Retirement Planning Tips

February 20th, 2011

Regardless of age, planning for retirement is an important component of any long-term financial strategy. Through the benefits of modern medicine, people are commonly living
well into their 80s and beyond. Coupled with the continuing uncertainty surrounding social security benefits, careful planning is vital to ensure adequate financial resources are available throughout retirement.

At its most basic, retirement planning revolves around setting aside a certain amount of money that will grow through savings or investments over time. These funds will subsequently
be withdrawn in increments at a later age when the person is no longer working. Complete financial independence is usually the goal of the plan as people define those activities they
would like to participate in after retirement.

The Successful Retirement Plan

When considering retirement planning, one should include several critical elements that will help grow their retirement savings more quickly.

  • Save Early: There are numerous online financial calculators that confirm the value of starting retirement savings at an early age. As the gains accumulate, additional interest is earned through the benefit of compounding. In essence, this converts small contributions into large proceeds with the benefit of time.
  • Start a Retirement Account: An individual IRA or a 401k offered through an employer provides substantial tax benefits to the account holder. Since contributions enter the account before they are taxed, interest, dividends, and gains grow more rapidly. Additionally, any accumulated gains in the account grow tax-free until they are withdrawn anytime after 59 1/2. Establishing an IRA or 401K can be the single most important vehicle for ensuring a comfortable retirement.
  • Asset Allocation: It is important to understand the three major sources of investment income.  Stocks, bonds, and regular savings all have their advantages, and a healthy portfolio will include elements of all three. Stocks can offer the greatest appreciation, but they are volatile.  Bonds have higher yields than CD’s and lower risk than stocks, but they are very sensitive to inflation and sometimes illiquid. Regular savings and CD’s are very secure, but they often have a yield that is lower than inflation.

While some may be qualified to engage in self-directed retirement planning, one can also consult with a member service representative at the Credit Union for assistance.

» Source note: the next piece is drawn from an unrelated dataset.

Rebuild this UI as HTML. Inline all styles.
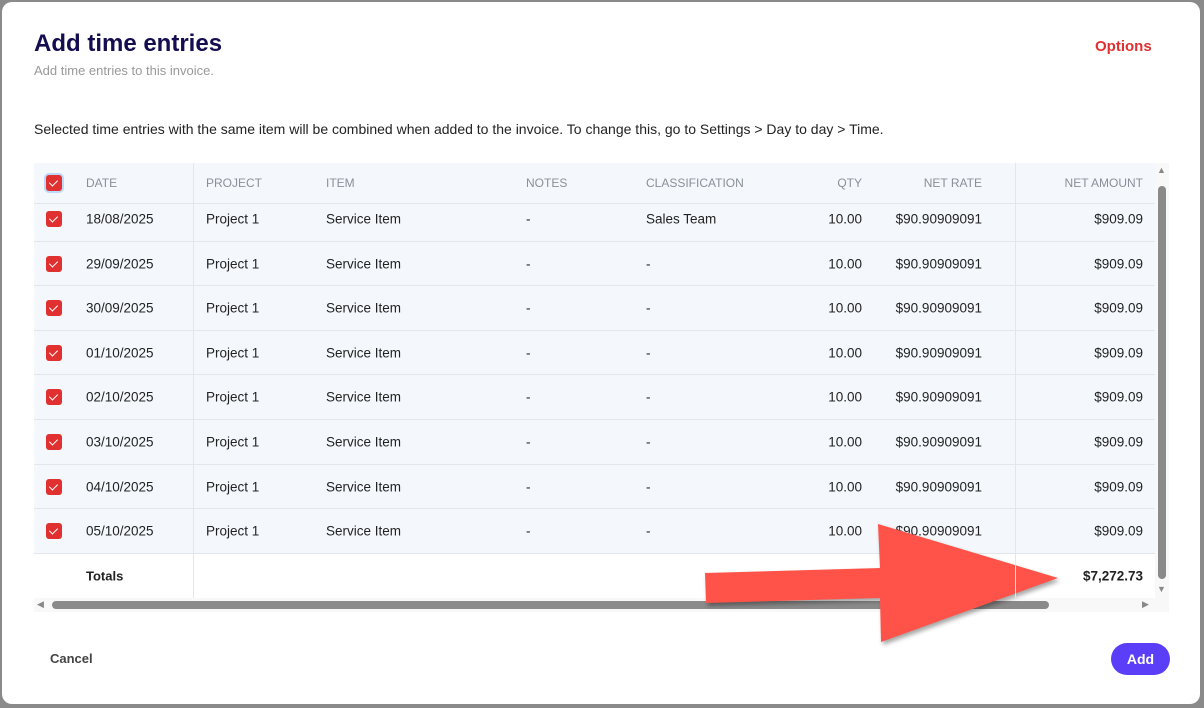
<!DOCTYPE html><html><head><style>
body{margin:0;width:1204px;height:708px;background:#8a8a8a;font-family:"Liberation Sans",sans-serif;position:relative;overflow:hidden}
.m{position:absolute;left:2px;top:2px;width:1198px;height:702px;background:#fff;border-radius:10px}
.a{position:absolute;white-space:nowrap}
.t{position:absolute;left:34px;top:163px;width:1121px;height:435px;background:#fff;overflow:hidden}
.row{position:absolute;left:0;width:1121px;height:44px;border-bottom:1px solid #e3e6ea;background:#f4f8fc;font-size:13.5px;color:#222}
.row span{position:absolute;top:50%;transform:translateY(-50%)}
.cb{left:12px;width:16px;height:16px;background:#e0302f;border-radius:3px}
.cb::after{content:"";position:absolute;left:5px;top:3px;width:4px;height:7px;border:solid #fff;border-width:0 1.5px 1.5px 0;transform:rotate(45deg)}
.h{font-size:12px;color:#8a8f98}
.r{text-align:right}
</style></head><body><div class="m">
<div class="a" style="left:32px;top:28px;font-size:24px;font-weight:bold;color:#140d4f">Add time entries</div>
<div class="a" style="left:32px;top:61px;font-size:13px;color:#999">Add time entries to this invoice.</div>
<div class="a" style="left:1093px;top:36px;font-size:15px;font-weight:bold;color:#e0302f">Options</div>
<div class="a" style="left:32px;top:119px;font-size:14px;color:#222">Selected time entries with the same item will be combined when added to the invoice. To change this, go to Settings &gt; Day to day &gt; Time.</div>
</div>
<div class="t">
<div id="rows"></div>
<div class="row" style="top:0;height:40px;z-index:2"><span class="cb" style="box-shadow:0 0 0 2px #bcd8fb"></span><span class="h" style="left:52px">DATE</span><span class="h" style="left:172px">PROJECT</span><span class="h" style="left:292px">ITEM</span><span class="h" style="left:492px">NOTES</span><span class="h" style="left:612px">CLASSIFICATION</span><span class="h r" style="right:293px">QTY</span><span class="h r" style="right:173px">NET RATE</span><span class="h r" style="right:12px">NET AMOUNT</span></div>
<div class="row" style="top:391px;background:#fff;border:none"><span style="left:52px;font-size:13px;font-weight:bold">Totals</span><span style="right:12px;font-weight:bold">$7,272.73</span></div>
<div style="position:absolute;left:159px;top:0;width:1px;height:435px;background:#e3e6ea;z-index:3"></div>
<div style="position:absolute;left:981px;top:0;width:1px;height:435px;background:#e3e6ea;z-index:3"></div>
</div>
<div style="position:absolute;left:34px;top:598px;width:1135px;height:14px;background:#f8f8f8"></div>
<div style="position:absolute;left:52px;top:601px;width:997px;height:8px;background:#8a8a8a;border-radius:4px"></div>
<div class="a" style="left:37px;top:599px;font-size:9px;color:#888">◀</div><div class="a" style="left:1142px;top:599px;font-size:9px;color:#888">▶</div>
<div style="position:absolute;left:1155px;top:163px;width:14px;height:435px;background:#f8f8f8"></div>
<div style="position:absolute;left:1158px;top:186px;width:8px;height:393px;background:#8a8a8a;border-radius:4px"></div>
<div class="a" style="left:1157px;top:165px;font-size:9px;color:#888">▲</div><div class="a" style="left:1157px;top:584px;font-size:9px;color:#888">▼</div>
<div class="a" style="left:50px;top:651px;font-size:13px;font-weight:bold;color:#444">Cancel</div>
<div class="a" style="left:1111px;top:643px;width:59px;height:32px;border-radius:16px;background:#5b3ff8;color:#fff;font-size:14px;font-weight:bold;text-align:center;line-height:32px">Add</div>
<svg style="position:absolute;left:0;top:0" width="1204" height="708"><polygon points="705,573 880,568 878,524 1058,578 881,642 880,598 706,603" fill="#ff5349" style="filter:drop-shadow(2px 3px 2px rgba(0,0,0,.35))"/></svg>
<script>
var d=["18/08/2025","29/09/2025","30/09/2025","01/10/2025","02/10/2025","03/10/2025","04/10/2025","05/10/2025"],h="";
d.forEach(function(x,i){var t=Math.round(34+i*44.6),b=Math.round(34+(i+1)*44.6);h+='<div class="row" style="top:'+t+'px;height:'+(b-t-1)+'px"><span class="cb"></span><span style="left:52px">'+x+'</span><span style="left:172px">Project 1</span><span style="left:292px">Service Item</span><span style="left:492px">-</span><span style="left:612px">'+(i?'-':'Sales Team')+'</span><span class="r" style="right:293px">10.00</span><span class="r" style="right:173px">$90.90909091</span><span class="r" style="right:12px">$909.09</span></div>'});
document.getElementById("rows").innerHTML=h;
</script>
</body></html>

  • Leave Retirement Accounts Alone: Although it is tempting, tapping into a retirement account can result in tax consequences and significant penalties. Retirement funds should only be accessed for medical emergencies and educational expenses when all other options are exhausted.

Be Realistic

Most importantly, retirement objectives must be realistic. For some, this may include part-time work during retirement or relocation to a state with lower expenses. Whatever the individual circumstances may be, the defined goals must be attainable through the available retirement funds.